### THE TASK
Could you return each line from the one bearing "What React and" through the last line of the entries, exactly as it stands, with no pictures?

### Entries taken from a collection
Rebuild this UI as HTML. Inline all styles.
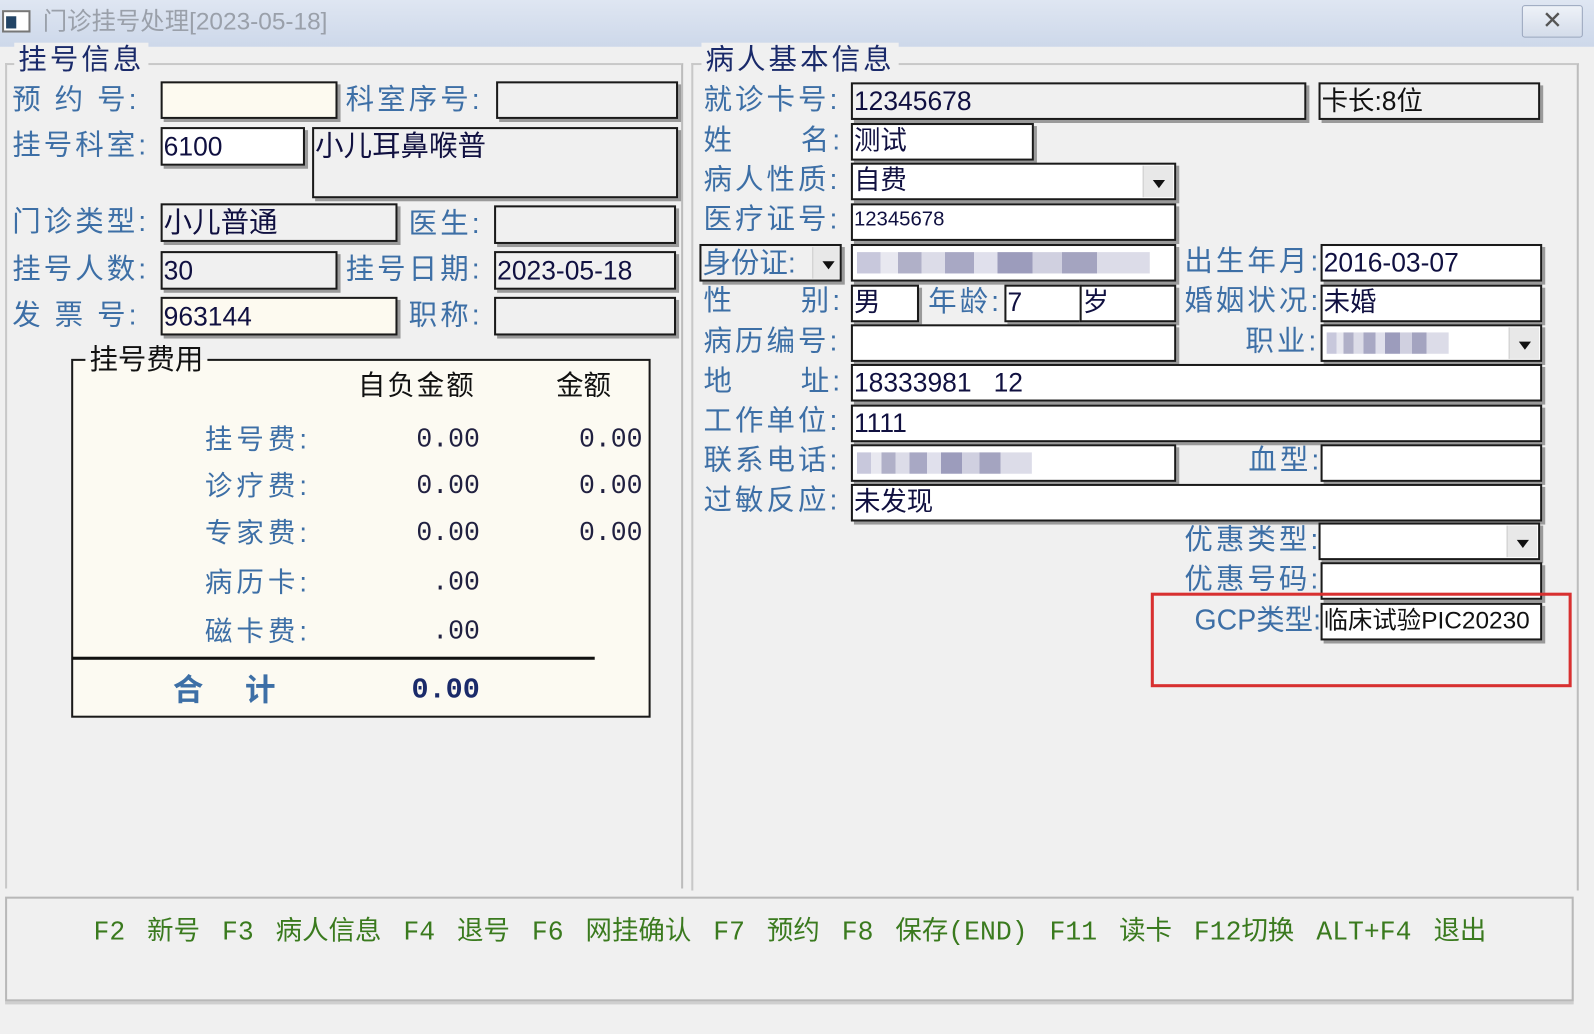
<!DOCTYPE html>
<html><head><meta charset="utf-8"><style>
html,body{margin:0;padding:0;background:#f0f0f0;overflow:hidden}
#w{position:absolute;left:0;top:0;width:1568px;height:1017px;transform:scale(1.0166);transform-origin:0 0;background:#f0f0f0;font-family:"Liberation Sans","Noto Sans CJK SC",sans-serif}
div{position:absolute;box-sizing:border-box;white-space:pre}
.l{font-size:28px;line-height:34px;color:#3d6fa6;letter-spacing:3px}
.b{border:2px solid #1a1a1a;box-shadow:3px 3px 0 #9a9a9a;background:#f0f0f0;font-size:26px;color:#101040;padding-left:1px;overflow:hidden;letter-spacing:0}
.w{background:#fff}.c{background:#fdfaf0}
.dd{position:absolute;right:1px;top:1px;bottom:1px;width:30px;background:#e8e8e8;border-left:1px solid #ccc}
.dd:after{content:"";position:absolute;left:9px;top:45%;border:6px solid transparent;border-top:8px solid #111}
.bl{position:absolute;top:6px;bottom:6px;left:4px;background:linear-gradient(90deg,#c8c8dc 0 8%,#e8e8f0 8% 14%,#b0b0c8 14% 22%,#dcdce8 22% 30%,#a8a8c4 30% 40%,#e0e0ec 40% 48%,#9c9cbc 48% 60%,#d0d0e0 60% 70%,#a4a4c0 70% 82%,#dcdce8 82%)}
.ft{font-size:27px;line-height:34px;color:#3d6fa6;text-align:right;letter-spacing:4px}
.fv{font-size:26px;line-height:34px;color:#202040;text-align:right;font-family:"Liberation Mono","Noto Sans CJK SC",monospace}
</style></head><body><div id="w">
<div style="left:0;top:0;width:1568px;height:46px;background:linear-gradient(#dfe6f2,#cdd8ea)"></div>
<div style="left:2px;top:10px;width:28px;height:22px;border:2px solid #777;background:#fff"><div style="left:2px;top:4px;width:10px;height:12px;background:#246"></div></div>
<div style="left:42px;top:6px;font-size:24px;line-height:32px;color:#9aa0aa">门诊挂号处理[2023-05-18]</div>
<div style="left:1497px;top:5px;width:60px;height:32px;border:1px solid #9aa6bd;border-radius:3px;background:linear-gradient(#eef2f8,#d4dcea);font-size:24px;line-height:30px;text-align:center;color:#555">✕</div>
<div style="left:5px;top:62px;width:667px;height:812px;border-top:2px solid #c8c8c8;border-left:2px solid #c8c8c8;border-right:2px solid #bcbcbc"></div>
<div style="left:680px;top:62px;width:873px;height:814px;border-top:2px solid #c8c8c8;border-left:2px solid #c8c8c8;border-right:2px solid #bcbcbc"></div>
<div class="l" style="left:14px;top:42px;color:#1a2a6a;background:#f0f0f0;padding:0 4px">挂号信息</div>
<div class="l" style="left:690px;top:42px;color:#1a2a6a;background:#f0f0f0;padding:0 4px">病人基本信息</div>
<div class="l" style="left:12px;top:81px">预 约 号:</div><div class="b c" style="left:158px;top:80px;width:174px;height:37px"></div>
<div class="l" style="left:340px;top:81px">科室序号:</div><div class="b" style="left:488px;top:80px;width:179px;height:37px"></div>
<div class="l" style="left:12px;top:126px">挂号科室:</div><div class="b w" style="left:158px;top:125px;width:142px;height:38px;line-height:34px">6100</div>
<div class="b" style="left:307px;top:125px;width:360px;height:70px;line-height:34px;font-size:28px">小儿耳鼻喉普</div>
<div class="l" style="left:12px;top:201px">门诊类型:</div><div class="b" style="left:158px;top:200px;width:233px;height:38px;line-height:34px;font-size:28px">小儿普通</div>
<div class="l" style="left:402px;top:203px">医生:</div><div class="b" style="left:486px;top:202px;width:179px;height:38px"></div>
<div class="l" style="left:12px;top:248px">挂号人数:</div><div class="b" style="left:158px;top:247px;width:174px;height:38px;line-height:34px">30</div>
<div class="l" style="left:340px;top:248px">挂号日期:</div><div class="b" style="left:486px;top:247px;width:179px;height:38px;line-height:34px">2023-05-18</div>
<div class="l" style="left:12px;top:293px">发 票 号:</div><div class="b c" style="left:158px;top:292px;width:233px;height:38px;line-height:34px">963144</div>
<div class="l" style="left:402px;top:293px">职称:</div><div class="b" style="left:486px;top:292px;width:179px;height:38px"></div>
<div style="left:70px;top:353px;width:570px;height:353px;border:2px solid #1a1a1a;background:#fcfaf2"></div>
<div style="left:84px;top:336px;font-size:28px;line-height:36px;color:#111;background:linear-gradient(#f0f0f0 50%,#fcfaf2 50%);padding:0 4px">挂号费用</div>
<div style="left:352px;top:362px;font-size:27px;line-height:34px;color:#111;letter-spacing:2px">自负金额</div>
<div style="left:547px;top:362px;font-size:27px;line-height:34px;color:#111">金额</div>
<div class="ft" style="left:180px;top:415px;width:126px">挂号费:</div><div class="fv" style="left:360px;top:415px;width:112px">0.00</div><div class="fv" style="left:520px;top:415px;width:112px">0.00</div>
<div class="ft" style="left:180px;top:461px;width:126px">诊疗费:</div><div class="fv" style="left:360px;top:461px;width:112px">0.00</div><div class="fv" style="left:520px;top:461px;width:112px">0.00</div>
<div class="ft" style="left:180px;top:507px;width:126px">专家费:</div><div class="fv" style="left:360px;top:507px;width:112px">0.00</div><div class="fv" style="left:520px;top:507px;width:112px">0.00</div>
<div class="ft" style="left:180px;top:556px;width:126px">病历卡:</div><div class="fv" style="left:360px;top:556px;width:112px">.00</div>
<div class="ft" style="left:180px;top:604px;width:126px">磁卡费:</div><div class="fv" style="left:360px;top:604px;width:112px">.00</div>
<div style="left:71px;top:646px;width:514px;height:3px;background:#111"></div>
<div style="left:170px;top:662px;font-size:30px;line-height:36px;color:#3d6fa6;font-weight:bold;letter-spacing:4px">合   计</div>
<div style="left:360px;top:662px;width:112px;text-align:right;font-size:28px;line-height:36px;color:#1a2a6a;font-weight:bold;font-family:'Liberation Mono',monospace">0.00</div>
<div class="l" style="left:692px;top:81px">就诊卡号:</div><div class="b" style="left:837px;top:81px;width:448px;height:37px;line-height:33px">12345678</div>
<div class="b" style="left:1297px;top:81px;width:218px;height:37px;line-height:33px;color:#111">卡长:8位</div>
<div class="l" style="left:692px;top:121px">姓      名:</div><div class="b w" style="left:837px;top:121px;width:180px;height:37px;line-height:31px">测试</div>
<div class="l" style="left:692px;top:160px">病人性质:</div><div class="b w" style="left:837px;top:160px;width:320px;height:37px;line-height:31px">自费<div class="dd"></div></div>
<div class="l" style="left:692px;top:199px">医疗证号:</div><div class="b w" style="left:837px;top:200px;width:320px;height:37px;line-height:28px;font-size:20px">12345678</div>
<div class="b" style="left:688px;top:240px;width:140px;height:37px;line-height:33px;font-size:28px;color:#3d6fa6">身份证:<div class="dd" style="width:26px"></div></div>
<div class="b w" style="left:837px;top:240px;width:320px;height:37px"><div class="bl" style="right:24px"></div></div>
<div class="l" style="left:1165px;top:240px">出生年月:</div><div class="b w" style="left:1299px;top:240px;width:218px;height:37px;line-height:33px">2016-03-07</div>
<div class="l" style="left:692px;top:279px">性      别:</div><div class="b w" style="left:837px;top:280px;width:67px;height:37px;line-height:31px">男</div>
<div class="l" style="left:913px;top:280px">年龄:</div><div class="b w" style="left:988px;top:280px;width:76px;height:37px;line-height:31px">7</div><div class="b w" style="left:1062px;top:280px;width:95px;height:37px;line-height:31px">岁</div>
<div class="l" style="left:1165px;top:279px">婚姻状况:</div><div class="b w" style="left:1299px;top:280px;width:218px;height:37px;line-height:31px">未婚</div>
<div class="l" style="left:692px;top:319px">病历编号:</div><div class="b w" style="left:837px;top:319px;width:320px;height:37px"></div>
<div class="l" style="left:1225px;top:319px">职业:</div><div class="b w" style="left:1299px;top:319px;width:218px;height:37px"><div class="bl" style="right:90px"></div><div class="dd"></div></div>
<div class="l" style="left:692px;top:358px">地      址:</div><div class="b w" style="left:837px;top:358px;width:680px;height:37px;line-height:33px">18333981   12</div>
<div class="l" style="left:692px;top:397px">工作单位:</div><div class="b w" style="left:837px;top:398px;width:680px;height:37px;line-height:33px">1111</div>
<div class="l" style="left:692px;top:436px">联系电话:</div><div class="b w" style="left:837px;top:437px;width:320px;height:37px"><div class="bl" style="right:140px"></div></div>
<div class="l" style="left:1228px;top:436px">血型:</div><div class="b w" style="left:1299px;top:437px;width:218px;height:37px"></div>
<div class="l" style="left:692px;top:475px">过敏反应:</div><div class="b w" style="left:837px;top:476px;width:680px;height:37px;line-height:31px">未发现</div>
<div class="l" style="left:1165px;top:514px">优惠类型:</div><div class="b w" style="left:1297px;top:514px;width:218px;height:37px"><div class="dd"></div></div>
<div class="l" style="left:1165px;top:553px">优惠号码:</div><div class="b w" style="left:1299px;top:553px;width:218px;height:37px"></div>
<div class="l" style="left:1175px;top:593px;letter-spacing:0">GCP类型:</div><div class="b w" style="left:1299px;top:593px;width:218px;height:37px;line-height:31px;font-size:24px;color:#111">临床试验PIC20230</div>
<div style="left:1132px;top:583px;width:414px;height:93px;border:3px solid #d83030"></div>
<div style="left:5px;top:882px;width:1543px;height:103px;border:2px solid #b8b8b8;box-shadow:0 3px 0 #cfcfcf;background:#f0f0f0"></div>
<div style="left:0px;top:898px;width:1554px;font-size:26px;line-height:38px;color:#3a7a1e;text-align:center;word-spacing:6px;font-family:'Liberation Mono','Noto Sans CJK SC',monospace">F2 新号 F3 病人信息 F4 退号 F6 网挂确认 F7 预约 F8 保存(END) F11 读卡 F12切换 ALT+F4 退出</div>
</div></body></html>
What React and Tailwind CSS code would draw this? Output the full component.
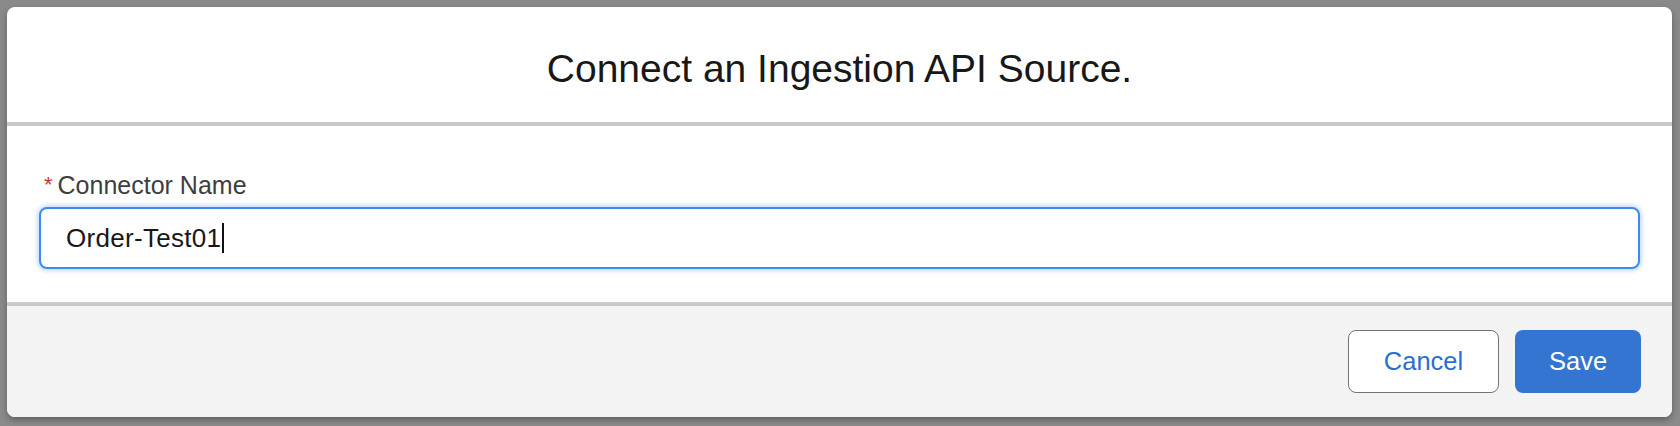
export default function App() {
  return (
    <div className="h-[426px] w-[1680px] bg-[#8a8a8a] pt-[7px] pl-[7px] font-['Liberation_Sans',Arial,sans-serif]">
      <div className="flex w-[1665px] flex-col overflow-hidden rounded-[8px] bg-white shadow-[0_3px_6px_rgba(0,0,0,0.3)]">
        <div className="flex h-[119px] items-center justify-center border-b-4 border-[#c9c9c9] pt-[7px]">
          <h1 className="text-[39px] leading-none text-[#181818]">Connect an Ingestion API Source.</h1>
        </div>

        <div className="h-[176px] px-[32px] pt-[44px]">
          <label className="mb-[7px] flex items-center text-[25px] leading-[30px] text-[#3e3e3e]">
            <span className="mr-[5px] ml-[5px] text-[22px] text-[#c23934]">*</span>
            Connector Name
          </label>
          <div className="flex h-[62px] items-center rounded-[8px] border-2 border-[#3d8bf2] bg-white pl-[25px] text-[26px] tracking-[0.3px] text-[#181818] shadow-[0_0_4px_2px_rgba(61,139,242,0.3)]">
            <span>Order-Test01</span>
            <span className="ml-[1px] h-[30px] w-[2px] bg-[#111]" />
          </div>
        </div>

        <div className="flex h-[115px] items-center justify-end gap-[16px] border-t-4 border-[#c9c9c9] bg-[#f3f3f3] pr-[31px]">
          <button className="h-[63px] w-[151px] rounded-[8px] border-[1.5px] border-[#747474] bg-white text-[25.5px] text-[#2a6fd0]">
            Cancel
          </button>
          <button className="h-[63px] w-[126px] rounded-[8px] bg-[#3375d0] text-[25.5px] text-white">
            Save
          </button>
        </div>
      </div>
    </div>
  );
}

### FINISHED ANSWER
What React and Tailwind CSS code would draw this? Output the full component.
export default function App() {
  return (
    <div className="h-[426px] w-[1680px] bg-[#8a8a8a] pt-[7px] pl-[7px] font-['Liberation_Sans',Arial,sans-serif]">
      <div className="flex w-[1665px] flex-col overflow-hidden rounded-[8px] bg-white shadow-[0_3px_6px_rgba(0,0,0,0.3)]">
        <div className="flex h-[119px] items-center justify-center border-b-4 border-[#c9c9c9] pt-[7px]">
          <h1 className="text-[39px] leading-none text-[#181818]">Connect an Ingestion API Source.</h1>
        </div>

        <div className="h-[176px] px-[32px] pt-[44px]">
          <label className="mb-[7px] flex items-center text-[25px] leading-[30px] text-[#3e3e3e]">
            <span className="mr-[5px] ml-[5px] text-[22px] text-[#c23934]">*</span>
            Connector Name
          </label>
          <div className="flex h-[62px] items-center rounded-[8px] border-2 border-[#3d8bf2] bg-white pl-[25px] text-[26px] tracking-[0.3px] text-[#181818] shadow-[0_0_4px_2px_rgba(61,139,242,0.3)]">
            <span>Order-Test01</span>
            <span className="ml-[1px] h-[30px] w-[2px] bg-[#111]" />
          </div>
        </div>

        <div className="flex h-[115px] items-center justify-end gap-[16px] border-t-4 border-[#c9c9c9] bg-[#f3f3f3] pr-[31px]">
          <button className="h-[63px] w-[151px] rounded-[8px] border-[1.5px] border-[#747474] bg-white text-[25.5px] text-[#2a6fd0]">
            Cancel
          </button>
          <button className="h-[63px] w-[126px] rounded-[8px] bg-[#3375d0] text-[25.5px] text-white">
            Save
          </button>
        </div>
      </div>
    </div>
  );
}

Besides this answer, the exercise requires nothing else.